Many of you gave frank opinions about some figures that are incomplete, such as the “67%” statistic. It was pointed out that just because 67% were not wearing a helmet, does not mean every one of the riders died from head injuries directly relating to lack of head protection.
Based on the information in the infographic this does appear inaccurate. What I failed to include is a comparison statistic that highlights the striking difference in fatality figures between the two categories.
15% – the percentage of fatalities for 2011 where helmets were used. Is it possible that the extra 52% of the riders died from causes unrelated to head injuries? Yes. Is it probable? Most likely not. A look at the actual data from FARS may paint a better picture.

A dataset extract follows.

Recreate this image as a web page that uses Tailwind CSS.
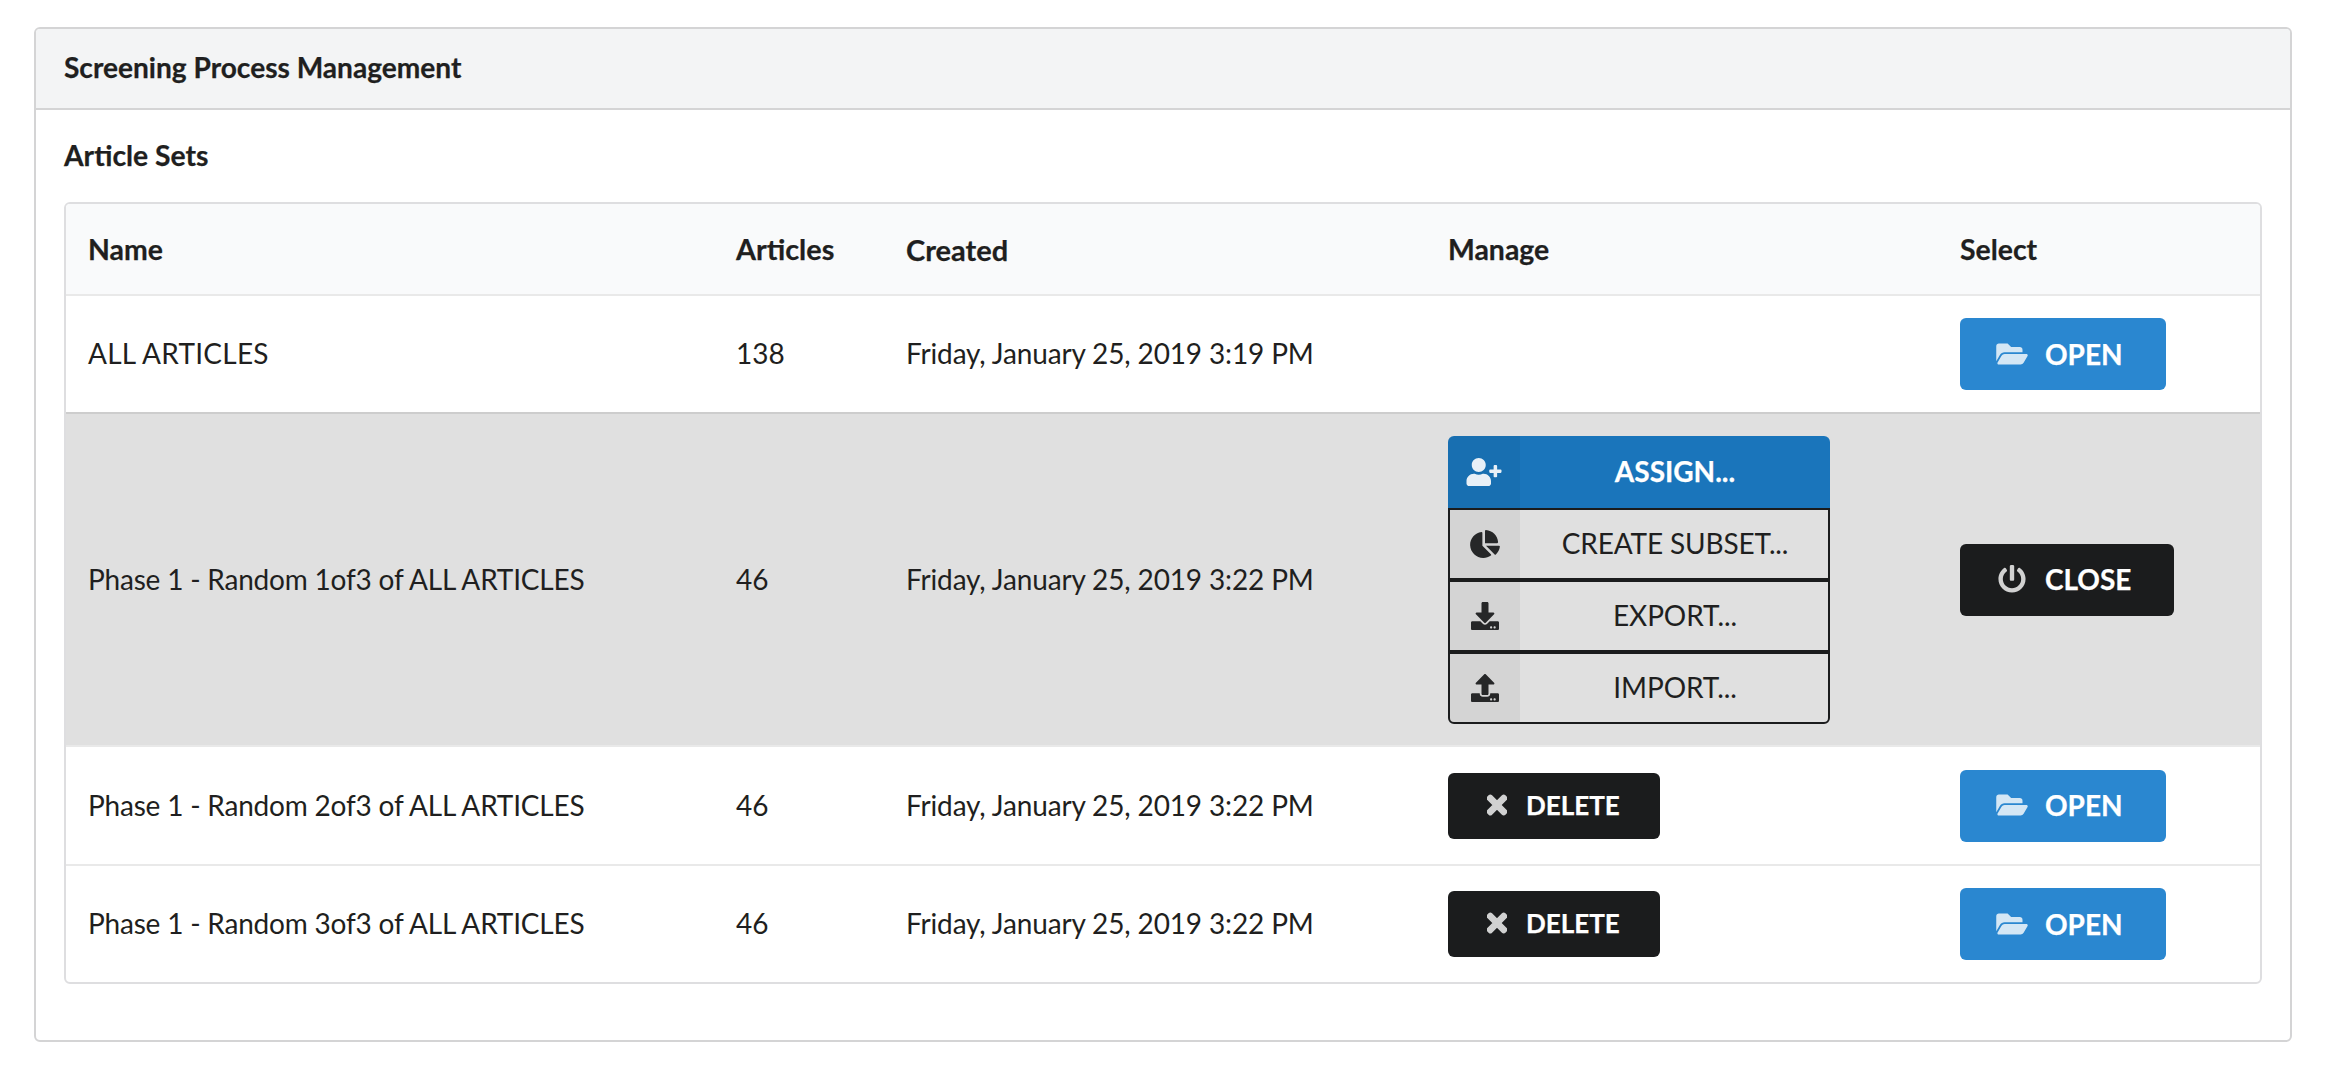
<!doctype html>
<html>
<head>
<meta charset="utf-8">
<script src="https://cdn.jsdelivr.net/npm/@tailwindcss/browser@4"></script>
</head>
<body class="bg-white font-['Lato',sans-serif] text-[28px] leading-none text-[#1f1f20]">
<div class="pt-[27px] pl-[34px] pb-[36px] w-[2338px]">
  <section class="w-[2258px] h-[1015px] border-2 border-[#d4d4d5] rounded-[6px] overflow-hidden">
    <header class="h-[81px] bg-[#f3f4f5] border-b-2 border-[#d4d4d5] flex items-center pl-[28px] pb-[3px] font-bold text-[28.1px] [-webkit-text-stroke:0.25px_currentColor]">Screening Process Management</header>
    <div class="pl-[28px]">
      <h2 class="h-[92px] flex items-center font-bold text-[28.3px] pb-[1px] [-webkit-text-stroke:0.25px_currentColor]">Article Sets</h2>
      <div class="w-[2198px] border-2 border-[#dedee0] rounded-[6px] overflow-hidden">
        <table class="w-full table-fixed border-separate border-spacing-0 text-left">
          <colgroup>
            <col class="w-[648px]"><col class="w-[170px]"><col class="w-[542px]"><col class="w-[512px]"><col>
          </colgroup>
          <thead class="bg-[#f9fafb] [-webkit-text-stroke:0.25px_currentColor]">
            <tr class="h-[90px]">
              <th class="pl-[22px] pt-[1px] font-bold text-[28.4px]">Name</th><th class="pl-[22px] pt-[1px] font-bold text-[28.8px]">Articles</th><th class="pl-[22px] pt-[1px] font-bold text-[29px]">Created</th><th class="pl-[22px] pt-[1px] font-bold text-[28.4px]">Manage</th><th class="pl-[22px] pt-[1px] font-bold text-[28.4px]">Select</th>
            </tr>
          </thead>
          <tbody>
            <tr class="h-[118px]">
              <td class="pl-[22px] pb-[2px] border-t-2 border-[#e9e9e9] tracking-[0.25px]">ALL ARTICLES</td>
              <td class="pl-[22px] pb-[2px] border-t-2 border-[#e9e9e9]">138</td>
              <td class="pl-[22px] pb-[2px] border-t-2 border-[#e9e9e9] tracking-[-0.14px]">Friday, January 25, 2019 3:19 PM</td>
              <td class="pl-[22px] border-t-2 border-[#e9e9e9]"></td>
              <td class="pl-[22px] border-t-2 border-[#e9e9e9]">
                <button class="w-[206px] h-[72px] rounded-[6px] bg-[#2a87d0] text-white font-bold flex items-center pl-[36px] pb-[1px] [-webkit-text-stroke:0.25px_currentColor]">
                  <svg class="w-[32px] h-[28px] mr-[17px] opacity-80 fill-current" viewBox="0 0 576 512"><path d="M572.694 292.093L500.27 416.248A63.997 63.997 0 0 1 444.989 448H45.025c-18.523 0-30.064-20.093-20.731-36.093l72.424-124.155A64 64 0 0 1 152 256h399.964c18.523 0 30.064 20.093 20.73 36.093zM152 224h328v-48c0-26.51-21.49-48-48-48H272l-64-64H48C21.49 64 0 85.49 0 112v278.046l69.077-118.418C86.214 242.25 117.989 224 152 224z"/></svg>OPEN</button>
              </td>
            </tr>
            <tr class="h-[333px] bg-[#e0e0e0]">
              <td class="pl-[22px] pb-[2px] border-t-2 border-[#cdcdcd] tracking-[-0.2px]">Phase 1 - Random 1of3 of ALL ARTICLES</td>
              <td class="pl-[22px] pb-[2px] border-t-2 border-[#cdcdcd]">46</td>
              <td class="pl-[22px] pb-[2px] border-t-2 border-[#cdcdcd] tracking-[-0.14px]">Friday, January 25, 2019 3:22 PM</td>
              <td class="pl-[22px] border-t-2 border-[#cdcdcd]">
                <div class="w-[382px] flex flex-col">
                  <button class="h-[72px] flex items-stretch rounded-t-[6px] bg-[#1a75bb] text-white font-bold overflow-hidden [-webkit-text-stroke:0.25px_currentColor]">
                    <span class="w-[72px] bg-black/5 flex items-center justify-center"><svg class="w-[36px] h-[28px] fill-current opacity-90" viewBox="0 0 640 512"><path d="M624 208h-64v-64c0-8.8-7.2-16-16-16h-32c-8.8 0-16 7.2-16 16v64h-64c-8.8 0-16 7.2-16 16v32c0 8.8 7.2 16 16 16h64v64c0 8.8 7.2 16 16 16h32c8.8 0 16-7.2 16-16v-64h64c8.8 0 16-7.2 16-16v-32c0-8.8-7.2-16-16-16zm-400 48c70.7 0 128-57.3 128-128S294.7 0 224 0 96 57.3 96 128s57.3 128 128 128zm89.6 32h-16.7c-22.2 10.2-46.9 16-72.9 16s-50.6-5.8-72.9-16h-16.7C60.2 288 0 348.2 0 422.4V464c0 26.5 21.5 48 48 48h352c26.5 0 48-21.5 48-48v-41.6c0-74.2-60.2-134.4-134.4-134.4z"/></svg></span>
                    <span class="flex-1 flex items-center justify-center pb-[2px]">ASSIGN...</span>
                  </button>
                  <button class="h-[72px] flex items-stretch border-2 border-[#1b1c1d] overflow-hidden">
                    <span class="w-[70px] bg-black/5 flex items-center justify-center"><svg class="w-[32px] h-[28px] fill-[#262728]" viewBox="0 0 544 512"><path d="M527.79 288H290.5l158.03 158.03c6.04 6.04 15.98 6.53 22.19.68 38.7-36.46 65.32-85.61 73.13-140.86 1.34-9.46-6.51-17.85-16.06-17.85zm-15.83-64.8C503.72 103.74 408.26 8.28 288.8.04 279.68-.59 272 7.1 272 16.24V240h223.77c9.14 0 16.82-7.68 16.19-16.8zM224 288V50.71c0-9.55-8.39-17.4-17.84-16.06C86.99 51.49-4.1 155.6.14 280.37 4.5 408.51 114.83 513.59 243.03 511.98c50.4-.63 96.97-16.87 135.26-44.03 7.9-5.6 8.42-17.23 1.57-24.08L224 288z"/></svg></span>
                    <span class="flex-1 flex items-center justify-center pb-[2px] pl-[2px] tracking-[-0.15px]">CREATE SUBSET...</span>
                  </button>
                  <button class="h-[72px] flex items-stretch border-2 border-[#1b1c1d] overflow-hidden">
                    <span class="w-[70px] bg-black/5 flex items-center justify-center"><svg class="w-[28px] h-[28px] fill-[#262728]" viewBox="0 0 512 512"><path d="M216 0h80c13.3 0 24 10.7 24 24v168h87.7c17.8 0 26.7 21.5 14.1 34.1L269.7 378.3c-7.5 7.5-19.8 7.5-27.3 0L90.1 226.1c-12.6-12.6-3.7-34.1 14.1-34.1H192V24c0-13.3 10.7-24 24-24zm296 376v112c0 13.3-10.7 24-24 24H24c-13.3 0-24-10.7-24-24V376c0-13.3 10.7-24 24-24h146.7l49 49c20.1 20.1 52.5 20.1 72.6 0l49-49H488c13.3 0 24 10.7 24 24zm-124 88c0-11-9-20-20-20s-20 9-20 20 9 20 20 20 20-9 20-20zm64 0c0-11-9-20-20-20s-20 9-20 20 9 20 20 20 20-9 20-20z"/></svg></span>
                    <span class="flex-1 flex items-center justify-center pb-[2px] pl-[2px] tracking-[-0.1px]">EXPORT...</span>
                  </button>
                  <button class="h-[72px] flex items-stretch border-2 border-[#1b1c1d] rounded-b-[6px] overflow-hidden">
                    <span class="w-[70px] bg-black/5 flex items-center justify-center"><svg class="w-[28px] h-[28px] fill-[#262728]" viewBox="0 0 512 512"><path d="M296 384h-80c-13.3 0-24-10.7-24-24V192h-87.7c-17.8 0-26.7-21.5-14.1-34.1L242.3 5.7c7.5-7.5 19.8-7.5 27.3 0l152.2 152.2c12.6 12.6 3.7 34.1-14.1 34.1H320v168c0 13.3-10.7 24-24 24zm216-8v112c0 13.3-10.7 24-24 24H24c-13.3 0-24-10.7-24-24V376c0-13.3 10.7-24 24-24h136v8c0 30.9 25.1 56 56 56h80c30.9 0 56-25.1 56-56v-8h136c13.3 0 24 10.7 24 24zm-124 88c0-11-9-20-20-20s-20 9-20 20 9 20 20 20 20-9 20-20zm64 0c0-11-9-20-20-20s-20 9-20 20 9 20 20 20 20-9 20-20z"/></svg></span>
                    <span class="flex-1 flex items-center justify-center pb-[2px] pl-[2px] tracking-[-0.1px]">IMPORT...</span>
                  </button>
                </div>
              </td>
              <td class="pl-[22px] border-t-2 border-[#cdcdcd]">
                <button class="w-[214px] h-[72px] rounded-[6px] bg-[#1b1c1d] text-white font-bold flex items-center pl-[38px] pb-[1px] [-webkit-text-stroke:0.25px_currentColor]">
                  <svg class="w-[28px] h-[28px] mr-[19px] opacity-80 fill-current" viewBox="0 0 512 512"><path d="M400 54.1c63 45 104 118.6 104 201.9 0 136.8-110.8 247.7-247.5 248C120 504.3 8.2 393 8 256.4 7.9 173.1 48.9 99.3 111.8 54.2c11.7-8.3 28-4.8 35 7.7L162.6 90c5.9 10.5 3.1 23.8-6.6 31-41.5 30.8-68 79.6-68 134.9-.1 92.3 74.5 168.1 168 168.1 91.6 0 168.6-74.2 168-169.1-.3-51.8-24.7-101.8-68.1-134-9.7-7.2-12.4-20.5-6.5-30.9l15.8-28.1c7-12.4 23.2-16.1 34.8-7.9zM296 264V24c0-13.3-10.7-24-24-24h-32c-13.3 0-24 10.7-24 24v240c0 13.3 10.7 24 24 24h32c13.3 0 24-10.7 24-24z"/></svg>CLOSE</button>
              </td>
            </tr>
            <tr class="h-[119px]">
              <td class="pl-[22px] pb-[2px] border-t-2 border-[#e9e9e9] tracking-[-0.2px]">Phase 1 - Random 2of3 of ALL ARTICLES</td>
              <td class="pl-[22px] pb-[2px] border-t-2 border-[#e9e9e9]">46</td>
              <td class="pl-[22px] pb-[2px] border-t-2 border-[#e9e9e9] tracking-[-0.14px]">Friday, January 25, 2019 3:22 PM</td>
              <td class="pl-[22px] border-t-2 border-[#e9e9e9]">
                <button class="w-[212px] h-[66px] rounded-[6px] bg-[#1b1c1d] text-white font-bold text-[26px] flex items-center pl-[39px] pb-[2px] [-webkit-text-stroke:0.25px_currentColor]">
                  <svg class="w-[20px] h-[28px] mr-[19px] opacity-80 fill-current stroke-current stroke-[28]" viewBox="0 0 352 512"><path d="M242.72 256l100.07-100.07c12.28-12.28 12.28-32.19 0-44.48l-22.24-22.24c-12.28-12.28-32.19-12.28-44.48 0L176 189.28 75.93 89.21c-12.28-12.28-32.19-12.28-44.48 0L9.21 111.45c-12.28 12.28-12.28 32.19 0 44.48L109.28 256 9.21 356.07c-12.28 12.28-12.28 32.19 0 44.48l22.24 22.24c12.28 12.28 32.2 12.28 44.48 0L176 322.72l100.07 100.07c12.28 12.28 32.2 12.28 44.48 0l22.24-22.24c12.28-12.28 12.28-32.19 0-44.48L242.72 256z"/></svg>DELETE</button>
              </td>
              <td class="pl-[22px] border-t-2 border-[#e9e9e9]">
                <button class="w-[206px] h-[72px] rounded-[6px] bg-[#2a87d0] text-white font-bold flex items-center pl-[36px] pb-[1px] [-webkit-text-stroke:0.25px_currentColor]">
                  <svg class="w-[32px] h-[28px] mr-[17px] opacity-80 fill-current" viewBox="0 0 576 512"><path d="M572.694 292.093L500.27 416.248A63.997 63.997 0 0 1 444.989 448H45.025c-18.523 0-30.064-20.093-20.731-36.093l72.424-124.155A64 64 0 0 1 152 256h399.964c18.523 0 30.064 20.093 20.73 36.093zM152 224h328v-48c0-26.51-21.49-48-48-48H272l-64-64H48C21.49 64 0 85.49 0 112v278.046l69.077-118.418C86.214 242.25 117.989 224 152 224z"/></svg>OPEN</button>
              </td>
            </tr>
            <tr class="h-[118px]">
              <td class="pl-[22px] pb-[2px] border-t-2 border-[#e9e9e9] tracking-[-0.2px]">Phase 1 - Random 3of3 of ALL ARTICLES</td>
              <td class="pl-[22px] pb-[2px] border-t-2 border-[#e9e9e9]">46</td>
              <td class="pl-[22px] pb-[2px] border-t-2 border-[#e9e9e9] tracking-[-0.14px]">Friday, January 25, 2019 3:22 PM</td>
              <td class="pl-[22px] border-t-2 border-[#e9e9e9]">
                <button class="w-[212px] h-[66px] rounded-[6px] bg-[#1b1c1d] text-white font-bold text-[26px] flex items-center pl-[39px] pb-[2px] [-webkit-text-stroke:0.25px_currentColor]">
                  <svg class="w-[20px] h-[28px] mr-[19px] opacity-80 fill-current stroke-current stroke-[28]" viewBox="0 0 352 512"><path d="M242.72 256l100.07-100.07c12.28-12.28 12.28-32.19 0-44.48l-22.24-22.24c-12.28-12.28-32.19-12.28-44.48 0L176 189.28 75.93 89.21c-12.28-12.28-32.19-12.28-44.48 0L9.21 111.45c-12.28 12.28-12.28 32.19 0 44.48L109.28 256 9.21 356.07c-12.28 12.28-12.28 32.19 0 44.48l22.24 22.24c12.28 12.28 32.2 12.28 44.48 0L176 322.72l100.07 100.07c12.28 12.28 32.2 12.28 44.48 0l22.24-22.24c12.28-12.28 12.28-32.19 0-44.48L242.72 256z"/></svg>DELETE</button>
              </td>
              <td class="pl-[22px] border-t-2 border-[#e9e9e9]">
                <button class="w-[206px] h-[72px] rounded-[6px] bg-[#2a87d0] text-white font-bold flex items-center pl-[36px] pb-[1px] [-webkit-text-stroke:0.25px_currentColor]">
                  <svg class="w-[32px] h-[28px] mr-[17px] opacity-80 fill-current" viewBox="0 0 576 512"><path d="M572.694 292.093L500.27 416.248A63.997 63.997 0 0 1 444.989 448H45.025c-18.523 0-30.064-20.093-20.731-36.093l72.424-124.155A64 64 0 0 1 152 256h399.964c18.523 0 30.064 20.093 20.73 36.093zM152 224h328v-48c0-26.51-21.49-48-48-48H272l-64-64H48C21.49 64 0 85.49 0 112v278.046l69.077-118.418C86.214 242.25 117.989 224 152 224z"/></svg>OPEN</button>
              </td>
            </tr>
          </tbody>
        </table>
      </div>
    </div>
  </section>
</div>
</body>
</html>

A more accurate image would indicate the speed at which collisions occur, that result in preventable brain injuries due to lack of helmet use.
Furthermore, the image would display crash-worthiness figures of various brands / types of popular helmets and their ability to withstand impact (supported by data).
Another point that was made by several people is that wearing a helmet may not save your life at all when involved in an accident with aggressive or inexperienced drivers. Poor infrastructure was also pointed at as one of the causes of fatalities included in this image. In comparison, some Scandinavian countries where urban areas are much more bike-friendly see far fewer accidents.
There seems to be a general consensus that bike helmets have prevented serious injuries in many of your own past experiences, which tells me this wasn’t a completely wasted effort to promote helmet use.
Your feedback is much appreciated and will lead me to provide more complete statistical data via graphical format.